▸ WORK REQUIRED: Write the number of lines holding the word "size", and nothing else.

▸ PROVIDED MATERIAL:
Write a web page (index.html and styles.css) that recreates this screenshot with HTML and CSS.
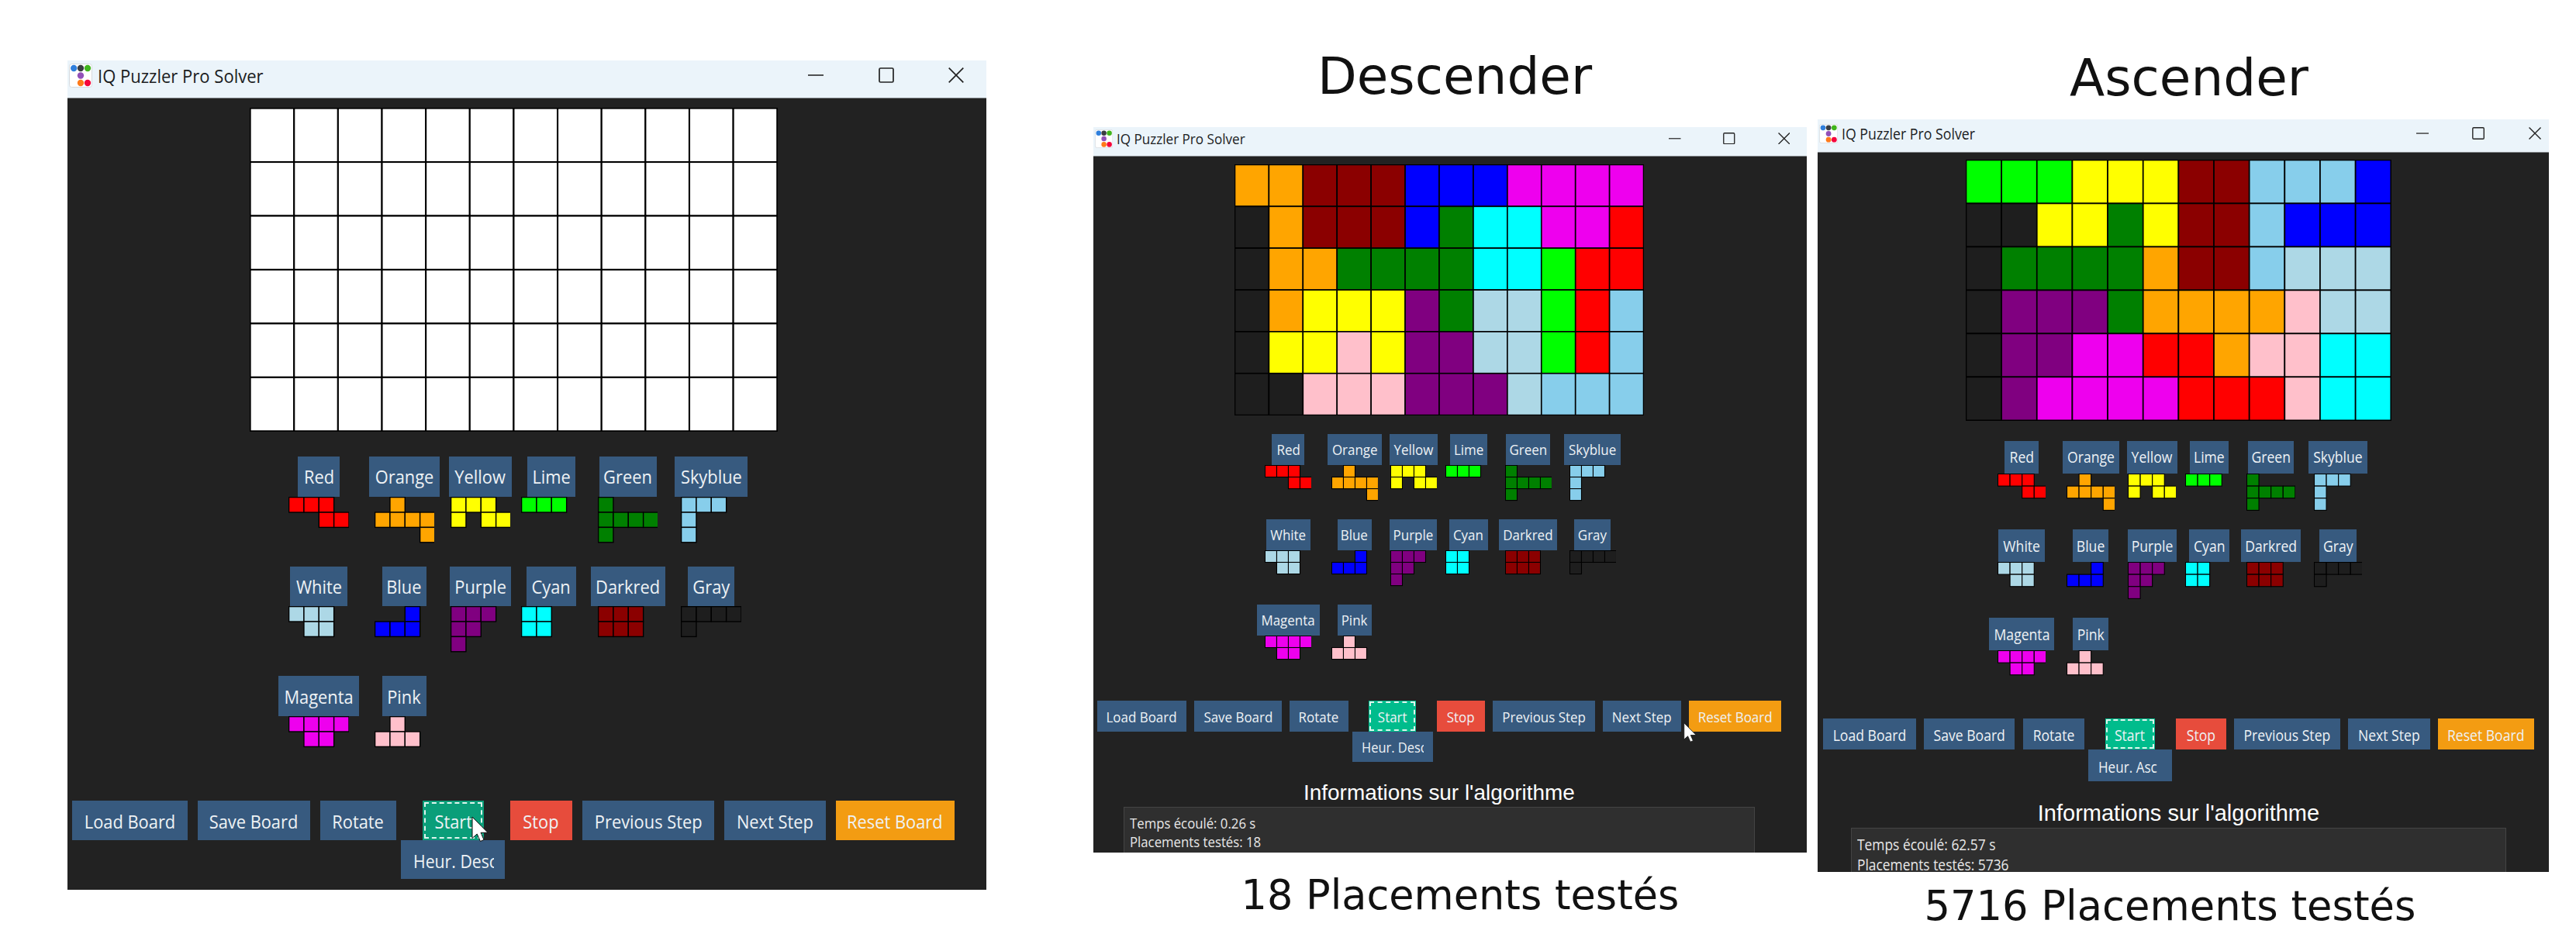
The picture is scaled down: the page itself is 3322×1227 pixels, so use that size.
FILE: index.html
```html
<!DOCTYPE html>
<html lang="fr">
<head>
<meta charset="utf-8">
<title>IQ Puzzler Pro Solver</title>
<link rel="stylesheet" href="styles.css">
</head>
<body>
<main class="page">
  <figure class="shot shot-empty">
    <div class="window" data-board="empty" data-heuristic="Heur. Desc"></div>
  </figure>
  <figure class="shot shot-desc">
    <h2 class="heading">Descender</h2>
    <div class="window" data-board="desc" data-heuristic="Heur. Desc" data-time="0.26" data-count="18"></div>
    <figcaption class="caption">18 Placements testés</figcaption>
  </figure>
  <figure class="shot shot-asc">
    <h2 class="heading">Ascender</h2>
    <div class="window" data-board="asc" data-heuristic="Heur. Asc" data-time="62.57" data-count="5736"></div>
    <figcaption class="caption">5716 Placements testés</figcaption>
  </figure>
</main>
<script src="app.js"></script>
</body>
</html>
```
FILE: styles.css
```css
* { box-sizing: border-box; }

body { margin: 0; background: #fff; }

.page {
  display: flex;
  align-items: flex-start;
  width: 3322px;
  height: 1227px;
  overflow: hidden;
}

.shot { margin: 0; display: flex; flex-direction: column; }

.shot-empty {
  --u: 1px; --title-extra: 0px; --controls-right: 29px; --start: #0a9e79;
  width: 1185px; margin-left: 87px; padding-top: 78px;
}
.shot-empty .window { height: 1070px; }

.shot-desc {
  --u: 0.7755px; --title-extra: 0px; --controls-right: 22px; --start: #00bc8c;
  width: 920px; margin-left: 138px;
}
.shot-desc .window { height: 936px; }
.shot-desc .heading { height: 164px; padding: 33px 0 0 12px; line-height: 131px; }
.shot-desc .caption { padding-left: 26px; line-height: 110px; font-size: 52.5px; }

.shot-asc {
  --u: 0.806px; --title-extra: 3px; --controls-right: 9.5px; --start: #00bc8c;
  width: 943px; margin-left: 14px;
}
.shot-asc .window { height: 971px; }
.shot-asc .content { margin-left: 2px; }
.shot-asc .heading { height: 154px; padding: 47px 0 0 15px; line-height: 107px; }
.shot-asc .caption { padding-right: 34px; line-height: 88px; font-size: 52.7px; }

.heading, .caption {
  margin: 0;
  font-family: "DejaVu Sans", sans-serif;
  font-weight: 400;
  color: #111;
  text-align: center;
  white-space: nowrap;
}
.heading { font-size: 66px; }

.window {
  position: relative;
  overflow: hidden;
  background: #222;
  font-family: "Open Sans", "Noto Sans", sans-serif;
  font-size: calc(var(--u) * 24);
}

.titlebar {
  display: flex;
  align-items: center;
  height: calc(var(--u) * 49.3 + var(--title-extra));
  padding: var(--title-extra) var(--controls-right) calc(var(--u) * 10) calc(var(--u) * 2);
  background: #ebf4fa;
  border-bottom: 1px solid #84898c;
  color: #1b1d1f;
}
.app-icon { display: block; width: calc(var(--u) * 30); height: calc(var(--u) * 31); }
.title {
  flex: 1;
  margin-left: calc(var(--u) * 7);
  padding-top: calc(var(--u) * 2);
  line-height: 1;
  white-space: nowrap;
}
.title .label { transform: scaleX(0.918); transform-origin: left; }
.controls { display: flex; gap: calc(var(--u) * 70.5); }
.controls svg { display: block; width: calc(var(--u) * 20); height: calc(var(--u) * 20); }

.label { display: inline-block; transform: scaleX(0.91); white-space: nowrap; }

.content {
  display: flex;
  flex-direction: column;
  align-items: center;
  width: calc(var(--u) * 1150);
  padding-top: calc(var(--u) * 12);
}
.board {
  display: block;
  flex: none;
  width: calc(var(--u) * 681);
  height: calc(var(--u) * 418);
}

.pieces {
  display: grid;
  grid-template-columns:
    calc(var(--u) * 104.5) calc(var(--u) * 90.6) calc(var(--u) * 80.4)
    calc(var(--u) * 77.2) calc(var(--u) * 95.5) calc(var(--u) * 94);
  grid-auto-rows: calc(var(--u) * 141.7);
  column-gap: calc(var(--u) * 12.65);
  margin: calc(var(--u) * 31.7) calc(var(--u) * 1) 0 0;
}
.piece { display: flex; flex-direction: column; align-items: center; }
.piece svg { display: block; width: calc(var(--u) * 77.4); height: calc(var(--u) * 78); }

.btn {
  display: flex;
  flex: none;
  align-items: center;
  justify-content: center;
  background: #375a7f;
  color: #eef2f5;
  line-height: 1;
  white-space: nowrap;
}
.piece .btn { height: calc(var(--u) * 51.8); padding-top: calc(var(--u) * 1); }

.toolbar {
  display: flex;
  align-items: flex-start;
  gap: calc(var(--u) * 12.8);
  margin-top: calc(var(--u) * 18.8);
}
.toolbar .btn { height: calc(var(--u) * 50.7); padding-top: calc(var(--u) * 3.5); }
.run {
  display: flex;
  flex-direction: column;
  align-items: center;
  margin: 0 calc(var(--u) * -6.4);
}
.run .btn-heur { justify-content: flex-start; padding-left: calc(var(--u) * 16); }
.clip { overflow: hidden; width: calc(var(--u) * 103.5); padding: calc(var(--u) * 6) 0; }
.clip .label { transform: scaleX(0.885); transform-origin: left; }
.btn-start {
  background: var(--start);
  outline: 2px dashed #dff5ee;
  outline-offset: calc(var(--u) * -4.5);
}
.btn-stop { background: #e74c3c; }
.btn-reset { background: #f39c12; }

.info-title {
  margin: calc(var(--u) * 31) 0 0;
  height: calc(var(--u) * 43.5);
  line-height: calc(var(--u) * 41);
  font-family: "Liberation Sans", Arial, sans-serif;
  font-size: calc(var(--u) * 36);
  font-weight: 400;
  color: #fff;
}
.info {
  width: calc(var(--u) * 1049);
  height: calc(var(--u) * 200);
  padding: calc(var(--u) * 10) calc(var(--u) * 9);
  background: #2f2f2f;
  border: 1.5px solid #444;
  color: #e8e8e8;
  line-height: calc(var(--u) * 31.6);
}
.info p { margin: 0; }
.info .label { transform: scaleX(0.9); transform-origin: left; }

.cursor { position: absolute; width: calc(var(--u) * 22); height: calc(var(--u) * 34); }
.shot-empty .cursor { left: 521px; top: 975px; }
.shot-desc .cursor { left: 761px; top: 768px; }
```
FILE: app.js
```javascript
const COLORS = {
  R: '#ff0000', O: '#ffa500', Y: '#ffff00', L: '#00ff00', G: '#008000',
  S: '#87ceeb', W: '#add8e6', B: '#0000ff', P: '#800080', C: '#00ffff',
  D: '#8b0000', K: '#1e1e1e', M: '#ee00ee', I: '#ffc0cb', '.': '#ffffff'
};

const BOARDS = {
  empty: Array(6).fill('............'),
  desc: ['OODDDBBBMMMM', 'KODDDBGCCMMR', 'KOOGGGGCCLRR',
         'KOYYYPGWWLRS', 'KYYIYPPWWLRS', 'KKIIIPPPWSSS'],
  asc: ['LLLYYYDDSSSB', 'KKYYGYDDSBBB', 'KGGGGODDSWWW',
        'KPPPGOOOOIWW', 'KPPMMRROIICC', 'KPMMMMRRRICC']
};

// name, button width, colour key, shape rows
const PIECES = [
  ['Red', 54.3, 'R', ['xxx', '  xx']],
  ['Orange', 90.6, 'O', [' x', 'xxxx', '   x']],
  ['Yellow', 80.4, 'Y', ['xxx', 'x xx']],
  ['Lime', 62, 'L', ['xxx']],
  ['Green', 73.8, 'G', ['x', 'xxxx', 'x']],
  ['Skyblue', 94, 'S', ['xxx', 'x', 'x']],
  ['White', 74, 'W', ['xxx', ' xx']],
  ['Blue', 56.7, 'B', ['  x', 'xxx']],
  ['Purple', 78.4, 'P', ['xxx', 'xx', 'x']],
  ['Cyan', 64.2, 'C', ['xx', 'xx']],
  ['Darkred', 95.5, 'D', ['xxx', 'xxx']],
  ['Gray', 60.4, 'K', ['xxxx', 'x']],
  ['Magenta', 104.5, 'M', ['xxxx', ' xx']],
  ['Pink', 56.7, 'I', [' x', 'xxx']]
];

function cells(rows, w, h, stroke, fill) {
  let out = '';
  rows.forEach((row, r) => [...row].forEach((ch, c) => {
    if (ch === ' ') return;
    out += `<rect x="${(c * w + 0.6).toFixed(2)}" y="${(r * h + 0.6).toFixed(2)}" width="${w}" height="${h}" fill="${fill(ch)}" stroke="#000" stroke-width="${stroke}"/>`;
  }));
  return out;
}

const board = rows =>
  `<svg class="board" viewBox="0 0 681 418">${cells(rows, 56.64, 69.45, 2.1, ch => COLORS[ch])}</svg>`;

const button = (text, width, cls = '') =>
  `<div class="btn ${cls}" style="width:calc(var(--u) * ${width})"><span class="label">${text}</span></div>`;

const piece = ([name, width, key, rows]) =>
  `<div class="piece">${button(name, width)}<svg viewBox="0 0 77.4 78">${cells(rows, 19.35, 19.4, 1.4, () => COLORS[key])}</svg></div>`;

const ICON = `<svg class="app-icon" viewBox="0 0 30 31">
  <rect x=".5" y=".5" width="29" height="30" rx="3" fill="#fff" stroke="#d5dade"/>
  <circle cx="6.2" cy="6" r="4.2" fill="#2f7fdc"/><circle cx="15" cy="6" r="4.2" fill="#3a3d42"/>
  <circle cx="24" cy="6" r="4.2" fill="#3fb51c"/><circle cx="15" cy="15.5" r="4.2" fill="#9250b8"/>
  <circle cx="15" cy="25" r="4.2" fill="#ff7a1a"/><circle cx="24" cy="25" r="4.2" fill="#f5053c"/></svg>`;

const CONTROLS = `<div class="controls">
  <svg viewBox="0 0 20 20"><path d="M0 10H20" stroke="#333" stroke-width="1.7"/></svg>
  <svg viewBox="0 0 20 20"><rect x="1" y="1" width="18" height="18" rx="1.5" fill="none" stroke="#222" stroke-width="1.7"/></svg>
  <svg viewBox="0 0 20 20"><path d="M.7 .7L19.3 19.3M19.3 .7L.7 19.3" stroke="#222" stroke-width="1.7"/></svg></div>`;

const CURSOR = `<svg class="cursor" viewBox="0 0 22 34"><path d="M1 1V28.500L7.200 23L11.500 32.500L16 30.500L12 21.300H21Z" fill="#fff" stroke="#111" stroke-width="1"/></svg>`;

document.querySelectorAll('.window').forEach(win => {
  const d = win.dataset;
  const info = d.time ? `<h3 class="info-title">Informations sur l'algorithme</h3>
    <div class="info"><p><span class="label">Temps écoulé: ${d.time} s</span></p>
    <p><span class="label">Placements testés: ${d.count}</span></p></div>` : '';
  win.innerHTML = `
    <div class="titlebar">${ICON}<div class="title"><span class="label">IQ Puzzler Pro Solver</span></div>${CONTROLS}</div>
    <div class="content">
      ${board(BOARDS[d.board])}
      <div class="pieces">${PIECES.map(piece).join('')}</div>
      <div class="toolbar">
        ${button('Load Board', 148.7)}${button('Save Board', 145.5)}${button('Rotate', 98)}
        <div class="run">${button('Start', 79.5, 'btn-start')}
          <div class="btn btn-heur" style="width:calc(var(--u) * 134)"><div class="clip"><span class="label">${d.heuristic}</span></div></div>
        </div>
        ${button('Stop', 80.5, 'btn-stop')}${button('Previous Step', 170)}${button('Next Step', 131)}${button('Reset Board', 153.4, 'btn-reset')}
      </div>
      ${info}
    </div>
    ${d.board === 'asc' ? '' : CURSOR}`;
});
```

▸ EXPECTED ANSWER: 6